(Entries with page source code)
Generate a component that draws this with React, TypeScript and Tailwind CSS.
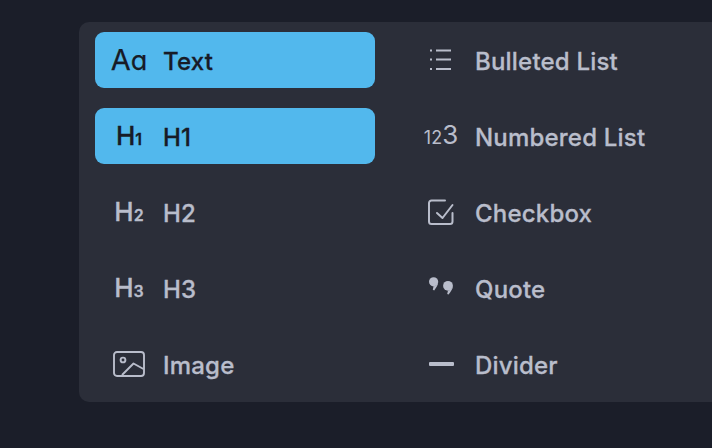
import type { ReactNode } from "react";

function ImageIcon() {
  return (
    <svg width="32" height="26" viewBox="0 0 32 26" fill="none" stroke="currentColor" strokeWidth="1.9">
      <rect x="1" y="1" width="30" height="24" rx="3" />
      <circle cx="10" cy="9" r="2.4" />
      <path d="M9 24 L20.5 12.5 L30.5 18" strokeLinejoin="round" />
    </svg>
  );
}

function ListIcon() {
  return (
    <svg width="22" height="22" viewBox="0 0 22 22" fill="none" stroke="currentColor" strokeWidth="1.8">
      <path d="M6 1.5H21M6 10.5H21M6 20H21" />
      <path d="M0 1.5H2M0 10.5H2M0 20H2" />
    </svg>
  );
}

function CheckIcon() {
  return (
    <svg width="26" height="26" viewBox="0 0 26 26" fill="none" stroke="currentColor" strokeWidth="2" strokeLinecap="round" strokeLinejoin="round">
      <path d="M24.5 14V22.5a2.5 2.5 0 0 1-2.5 2.5H3.5A2.5 2.5 0 0 1 1 22.5V4a2.5 2.5 0 0 1 2.5-2.5H17" />
      <path d="M9 14L14.5 19L24.5 6" />
    </svg>
  );
}

function QuoteIcon() {
  return (
    <svg className="-translate-y-[2px]" width="24" height="18" viewBox="0 0 24 18" fill="currentColor">
      <circle cx="4.6" cy="4.8" r="4.6" />
      <path d="M5 9.2C7 9 9 7 9.2 5 9.2 8 7.2 10.5 5.2 13.4L3.8 12.8 4.6 9Z" />
      <circle cx="19" cy="8.8" r="4.9" />
      <path d="M19.5 13.6C21.5 13.4 23.7 11 23.9 9 23.9 12 21.6 14.6 19.6 17.6L18.2 17 19 13.5Z" />
    </svg>
  );
}

function DividerIcon() {
  return <div className="h-[4px] w-[25px] rounded-[1px] bg-current" />;
}

function Heading({ n }: { n: string }) {
  return (
    <span className="flex items-baseline text-[26px] font-medium leading-none [-webkit-text-stroke:0.3px]">
      H<span className="text-[16px] font-semibold">{n}</span>
    </span>
  );
}

const LEFT: { label: string; icon: ReactNode; active?: boolean }[] = [
  {
    label: "Text",
    active: true,
    icon: (
      <span className="flex -translate-y-[1px] items-baseline text-[29px] leading-none [-webkit-text-stroke:0.25px]">
        A<span className="text-[27px]">ɑ</span>
      </span>
    ),
  },
  { label: "H1", active: true, icon: <Heading n="1" /> },
  { label: "H2", icon: <Heading n="2" /> },
  { label: "H3", icon: <Heading n="3" /> },
  { label: "Image", icon: <ImageIcon /> },
];

const RIGHT: { label: string; icon: ReactNode; active?: boolean }[] = [
  { label: "Bulleted List", icon: <ListIcon /> },
  {
    label: "Numbered List",
    icon: (
      <span className="flex -translate-y-[1px] items-baseline leading-none">
        <span className="text-[18px]">12</span>
        <span className="text-[26px]">3</span>
      </span>
    ),
  },
  { label: "Checkbox", icon: <CheckIcon /> },
  { label: "Quote", icon: <QuoteIcon /> },
  { label: "Divider", icon: <DividerIcon /> },
];

function Row({ label, icon, active }: { label: string; icon: ReactNode; active?: boolean }) {
  return (
    <div
      className={
        active
          ? "flex h-[56px] w-[280px] items-center rounded-[9px] bg-[#52b8ed] text-[#171b27]"
          : "flex h-[56px] w-[280px] items-center rounded-[9px] text-[#b9bdcb]"
      }
    >
      <div className="flex w-[68px] shrink-0 items-center justify-center">{icon}</div>
      <span className="pt-[4px] text-[24px] font-medium leading-none tracking-[0.2px] [-webkit-text-stroke:0.3px]">
        {label}
      </span>
    </div>
  );
}

export default function App() {
  return (
    <div
      className="h-[448px] w-[712px] overflow-hidden bg-[#1b1e29] pt-[22px] pl-[79px]"
      style={{ fontFamily: "Inter, sans-serif" }}
    >
      <div className="flex h-[380px] w-[700px] gap-[32px] rounded-[10px] bg-[#2b2e39] px-[16px] py-[10px]">
        <div className="flex flex-col gap-[20px]">
          {LEFT.map((r) => (
            <Row key={r.label} {...r} />
          ))}
        </div>
        <div className="flex flex-col gap-[20px]">
          {RIGHT.map((r) => (
            <Row key={r.label} {...r} />
          ))}
        </div>
      </div>
    </div>
  );
}
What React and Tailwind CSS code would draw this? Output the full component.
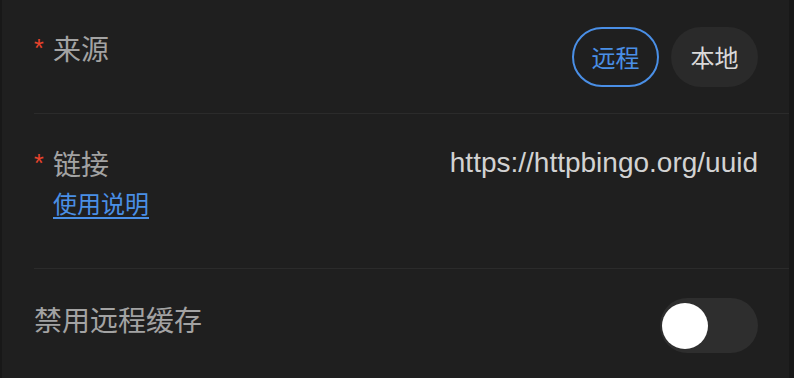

WORK TO COMPLETE: Give the data again exactly as written, with all pictures left out.

OUTPUT OF THE EXERCISE:
Generate a component that draws this with React, TypeScript and Tailwind CSS.
import type { ReactNode } from "react";

function ImageIcon() {
  return (
    <svg width="32" height="26" viewBox="0 0 32 26" fill="none" stroke="currentColor" strokeWidth="1.9">
      <rect x="1" y="1" width="30" height="24" rx="3" />
      <circle cx="10" cy="9" r="2.4" />
      <path d="M9 24 L20.5 12.5 L30.5 18" strokeLinejoin="round" />
    </svg>
  );
}

function ListIcon() {
  return (
    <svg width="22" height="22" viewBox="0 0 22 22" fill="none" stroke="currentColor" strokeWidth="1.8">
      <path d="M6 1.5H21M6 10.5H21M6 20H21" />
      <path d="M0 1.5H2M0 10.5H2M0 20H2" />
    </svg>
  );
}

function CheckIcon() {
  return (
    <svg width="26" height="26" viewBox="0 0 26 26" fill="none" stroke="currentColor" strokeWidth="2" strokeLinecap="round" strokeLinejoin="round">
      <path d="M24.5 14V22.5a2.5 2.5 0 0 1-2.5 2.5H3.5A2.5 2.5 0 0 1 1 22.5V4a2.5 2.5 0 0 1 2.5-2.5H17" />
      <path d="M9 14L14.5 19L24.5 6" />
    </svg>
  );
}

function QuoteIcon() {
  return (
    <svg className="-translate-y-[2px]" width="24" height="18" viewBox="0 0 24 18" fill="currentColor">
      <circle cx="4.6" cy="4.8" r="4.6" />
      <path d="M5 9.2C7 9 9 7 9.2 5 9.2 8 7.2 10.5 5.2 13.4L3.8 12.8 4.6 9Z" />
      <circle cx="19" cy="8.8" r="4.9" />
      <path d="M19.5 13.6C21.5 13.4 23.7 11 23.9 9 23.9 12 21.6 14.6 19.6 17.6L18.2 17 19 13.5Z" />
    </svg>
  );
}

function DividerIcon() {
  return <div className="h-[4px] w-[25px] rounded-[1px] bg-current" />;
}

function Heading({ n }: { n: string }) {
  return (
    <span className="flex items-baseline text-[26px] font-medium leading-none [-webkit-text-stroke:0.3px]">
      H<span className="text-[16px] font-semibold">{n}</span>
    </span>
  );
}

const LEFT: { label: string; icon: ReactNode; active?: boolean }[] = [
  {
    label: "Text",
    active: true,
    icon: (
      <span className="flex -translate-y-[1px] items-baseline text-[29px] leading-none [-webkit-text-stroke:0.25px]">
        A<span className="text-[27px]">ɑ</span>
      </span>
    ),
  },
  { label: "H1", active: true, icon: <Heading n="1" /> },
  { label: "H2", icon: <Heading n="2" /> },
  { label: "H3", icon: <Heading n="3" /> },
  { label: "Image", icon: <ImageIcon /> },
];

const RIGHT: { label: string; icon: ReactNode; active?: boolean }[] = [
  { label: "Bulleted List", icon: <ListIcon /> },
  {
    label: "Numbered List",
    icon: (
      <span className="flex -translate-y-[1px] items-baseline leading-none">
        <span className="text-[18px]">12</span>
        <span className="text-[26px]">3</span>
      </span>
    ),
  },
  { label: "Checkbox", icon: <CheckIcon /> },
  { label: "Quote", icon: <QuoteIcon /> },
  { label: "Divider", icon: <DividerIcon /> },
];

function Row({ label, icon, active }: { label: string; icon: ReactNode; active?: boolean }) {
  return (
    <div
      className={
        active
          ? "flex h-[56px] w-[280px] items-center rounded-[9px] bg-[#52b8ed] text-[#171b27]"
          : "flex h-[56px] w-[280px] items-center rounded-[9px] text-[#b9bdcb]"
      }
    >
      <div className="flex w-[68px] shrink-0 items-center justify-center">{icon}</div>
      <span className="pt-[4px] text-[24px] font-medium leading-none tracking-[0.2px] [-webkit-text-stroke:0.3px]">
        {label}
      </span>
    </div>
  );
}

export default function App() {
  return (
    <div
      className="h-[448px] w-[712px] overflow-hidden bg-[#1b1e29] pt-[22px] pl-[79px]"
      style={{ fontFamily: "Inter, sans-serif" }}
    >
      <div className="flex h-[380px] w-[700px] gap-[32px] rounded-[10px] bg-[#2b2e39] px-[16px] py-[10px]">
        <div className="flex flex-col gap-[20px]">
          {LEFT.map((r) => (
            <Row key={r.label} {...r} />
          ))}
        </div>
        <div className="flex flex-col gap-[20px]">
          {RIGHT.map((r) => (
            <Row key={r.label} {...r} />
          ))}
        </div>
      </div>
    </div>
  );
}
What React and Tailwind CSS code would draw this? Output the full component.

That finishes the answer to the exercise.